JEFFERSON CITY • Missouri hasn’t offered perks for film studios in several years — and producers have taken note, shooting scenes set in Missouri in other, more generous states.
But, if it were up to Lt. Gov. Mike Kehoe, the state would reboot its modest incentive program, with the goal of drawing crews to Missouri to film shows such as Netflix’s “Ozark” and HBO’s “Sharp Objects.”
“I have seen the benefits of us being a film tax credits state,” Kehoe, a Republican, told reporters on Thursday.
“Lake Ozark, Branson area, would really like to work to try to attract some moviemaking,” Kehoe said. “I think we need a small amount.”
Kehoe made the pitch when asked by a reporter about the possibility of jump-starting Missouri’s now-unfunded program.
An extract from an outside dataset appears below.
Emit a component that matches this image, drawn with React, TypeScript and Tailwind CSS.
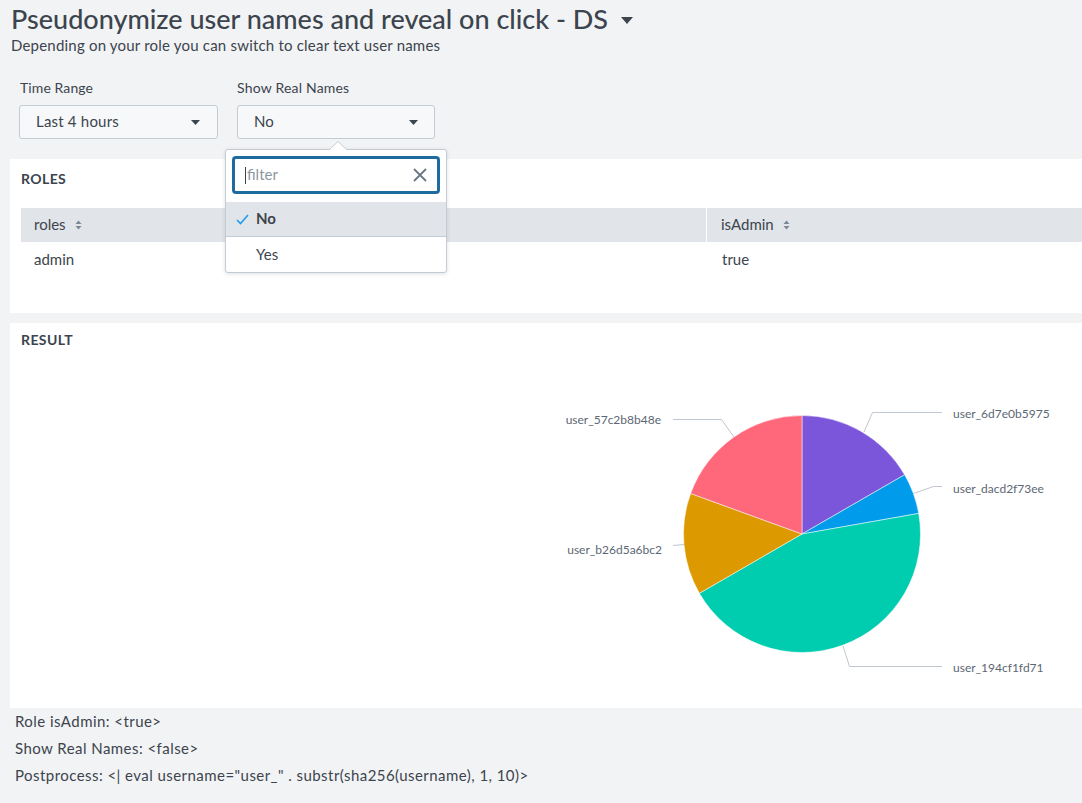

Meanwhile, the Legislature is weighing transferring control of the Missouri Arts Council, the Missouri Humanities Council and oversight of public radio and television funds, to the lieutenant governor’s office.
If legislators approve Gov. Mike Parson’s changes, Kehoe would see his office budget grow from less than $600,000 this fiscal year to $9.2 million next fiscal year, which starts July 1.
Kehoe said it is too early to know whether he would be put in charge of any new tax credit program for film production.
The Department of Economic Development oversaw the program, but Parson has embarked on an overhaul of the department, shifting hundreds of jobs to other various offices.
For example, 15 employees working in the Department of Economic Development will be transferred to Kehoe’s office if the changes take effect.
The Legislature is also debating changes to the state’s often-criticized low-income housing tax credit program.
Former Gov. Eric Greitens and allies ended the state’s involvement in the program, but Parson said the state could again issue those credits if the Legislature reforms the program.
One plan would cap state funding for the program at about $70 million annually, down from an estimated $150 million.
“I know tax credits are a hot topic of conversation in this building (the Capitol),” Kehoe said, adding that he wanted film incentives to be discussed as lawmakers have a “global conversation” about credits in general.
“Maybe as we move forward we could reincorporate” the film incentives, Kehoe said.
According to the National Council of State Legislatures, several states have cut their film incentives since the Great Recession. In 2009, according to the organization, 44 states offered some kind of package to film studios.
Since then, 13 states — including Missouri — have shuttered their programs.
Others, such as Colorado, Texas and Maryland, have restricted their offerings, according to the group.
“Most states’ policymakers walk a fine line and try to balance film production incentives in ways that limit forgone revenue,” according to the NCSL, “yet still reduce the chances of losing the state’s film industry to competing incentive programs.”
When Missouri did offer incentives, the state limited its annual funding of the defunct program to $4.5 million.
Georgia, which still offers incentives, does not cap funding. HBO’s decision to film “Sharp Objects” in Georgia was in part due to the state’s offerings, a company spokeswoman told the Post-Dispatch in July.
Beyond Georgia, other southern states seem to be cultivating the industry.
Brandi Hinkle, spokeswoman for the Arkansas Economic Development Commission, said HBO’s decision to film the newest season of “True Detective” in that state translated to an economic boon for Arkansas.
The studio hired 1,000 Arkansans — actors, crew, caterers, hair and makeup artists — during the course of the season, Hinkle said.
She called the HBO decision the “holy grail” of projects, and said many smaller projects also take advantage of Arkansas’ incentive program.
The state offers a 20 percent rebate on qualified production expenditures that were made in Arkansas. Rebates are also offered for certain hiring expenses and companies must meet minimum spending requirements.
She said the state does not yet know how much “True Detective” will cost taxpayers.
Skeptics of such incentives wonder about the long-term economic benefits to a state, especially after crews pack up and leave when filming is complete.
Hinkle said supporters of the program do have to vouch for it with certain lawmaker-skeptics.
“The entertainment industry is huge,” she said. “Even when there’s a depression, or a recession, people still need to escape. And Hollywood is magic.”